The story takes a few unnecessary detours, resulting in a baggy and jumbled narrative. Miranda’s complicated past with a Pakistani girl, Mariam, is brought to light which then extends into a long story of vengeance that controversially addresses violence against women and how they are judged for it.Then there is a chance encounter with Mark,a young boy who is a victim of neglectful parenting, and who Miranda wants to eventually adopt. One would be hard pressed to find any reason why Miranda, a 22-year-old student would suddenly become interested in co-parenting a child with a financially stable 32-year-old.
It is equally confounding why McEwan decided to base his futuristic tale of the warped relationship between humans and machines in an alternate past - 1980s.
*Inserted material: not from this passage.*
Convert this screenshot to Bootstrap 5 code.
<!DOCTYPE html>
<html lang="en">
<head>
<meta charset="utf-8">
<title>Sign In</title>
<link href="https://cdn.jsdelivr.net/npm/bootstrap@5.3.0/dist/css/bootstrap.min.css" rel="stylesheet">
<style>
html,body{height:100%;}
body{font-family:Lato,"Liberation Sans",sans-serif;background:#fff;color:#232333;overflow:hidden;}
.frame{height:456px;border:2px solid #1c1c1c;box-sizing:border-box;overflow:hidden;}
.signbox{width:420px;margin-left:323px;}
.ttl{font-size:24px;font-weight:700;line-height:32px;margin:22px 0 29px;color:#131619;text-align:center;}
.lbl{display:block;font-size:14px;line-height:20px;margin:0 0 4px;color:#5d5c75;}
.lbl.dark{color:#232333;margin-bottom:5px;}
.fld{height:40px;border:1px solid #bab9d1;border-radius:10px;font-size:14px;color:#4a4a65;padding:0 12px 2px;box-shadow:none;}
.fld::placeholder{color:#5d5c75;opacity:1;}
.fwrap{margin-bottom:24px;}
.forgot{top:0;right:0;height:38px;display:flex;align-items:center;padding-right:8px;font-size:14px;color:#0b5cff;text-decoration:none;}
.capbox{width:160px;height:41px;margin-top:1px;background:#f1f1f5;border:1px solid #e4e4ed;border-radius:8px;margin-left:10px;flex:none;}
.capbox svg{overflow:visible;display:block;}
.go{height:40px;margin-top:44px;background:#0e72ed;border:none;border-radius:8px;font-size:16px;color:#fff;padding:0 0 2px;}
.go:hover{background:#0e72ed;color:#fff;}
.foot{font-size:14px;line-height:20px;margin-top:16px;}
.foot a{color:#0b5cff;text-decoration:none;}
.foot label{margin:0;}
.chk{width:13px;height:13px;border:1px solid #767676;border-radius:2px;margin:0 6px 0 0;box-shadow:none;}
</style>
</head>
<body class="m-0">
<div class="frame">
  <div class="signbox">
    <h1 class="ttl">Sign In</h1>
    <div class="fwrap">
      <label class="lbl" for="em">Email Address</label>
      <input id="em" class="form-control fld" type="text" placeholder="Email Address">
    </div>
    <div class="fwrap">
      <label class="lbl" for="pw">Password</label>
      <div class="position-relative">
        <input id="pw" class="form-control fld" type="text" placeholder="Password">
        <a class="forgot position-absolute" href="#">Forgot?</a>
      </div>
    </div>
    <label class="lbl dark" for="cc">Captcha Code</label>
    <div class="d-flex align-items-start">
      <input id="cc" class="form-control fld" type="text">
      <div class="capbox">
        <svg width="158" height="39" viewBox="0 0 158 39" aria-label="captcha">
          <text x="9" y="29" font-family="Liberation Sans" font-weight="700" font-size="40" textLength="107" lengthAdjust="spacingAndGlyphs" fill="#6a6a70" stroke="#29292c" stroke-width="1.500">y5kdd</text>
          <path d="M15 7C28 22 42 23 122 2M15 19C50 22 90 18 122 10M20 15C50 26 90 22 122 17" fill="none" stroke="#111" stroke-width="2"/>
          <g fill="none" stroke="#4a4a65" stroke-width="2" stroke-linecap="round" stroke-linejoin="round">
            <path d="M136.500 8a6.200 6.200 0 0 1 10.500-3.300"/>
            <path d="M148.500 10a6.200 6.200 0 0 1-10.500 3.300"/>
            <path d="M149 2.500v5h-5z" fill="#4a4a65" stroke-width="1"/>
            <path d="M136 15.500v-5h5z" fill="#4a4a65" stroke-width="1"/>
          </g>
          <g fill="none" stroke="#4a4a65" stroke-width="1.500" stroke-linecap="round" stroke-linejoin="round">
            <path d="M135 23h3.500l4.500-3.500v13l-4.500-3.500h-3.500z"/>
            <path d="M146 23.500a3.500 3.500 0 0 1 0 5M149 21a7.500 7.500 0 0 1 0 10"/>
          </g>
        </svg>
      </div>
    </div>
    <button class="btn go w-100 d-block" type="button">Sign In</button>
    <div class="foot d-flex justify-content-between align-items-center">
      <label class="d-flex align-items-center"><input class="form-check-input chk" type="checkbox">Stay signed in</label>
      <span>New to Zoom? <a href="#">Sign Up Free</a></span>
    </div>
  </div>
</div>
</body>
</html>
With a few key changes in the political scenario, this world seems to be exactly the same except for rising inflation and unemployment.
There is a sense that the themes of morality and AI that McEwan delves in have been addressed before in much more stimulating ways in recent literary fiction, Iain Reid’s brilliantly disturbing Foe comes to mind. However, the novel still asks a few provocative questions regarding the future of AI, and consequently, of humanity.
When Charlie is programming Adam’s personality parameters, he ruminates that “...a lot of life is lived in the neutral zone, a familiar garden, but a grey one, unremarkable, immediately forgotten, hard to describe.” Same could be said for this novel.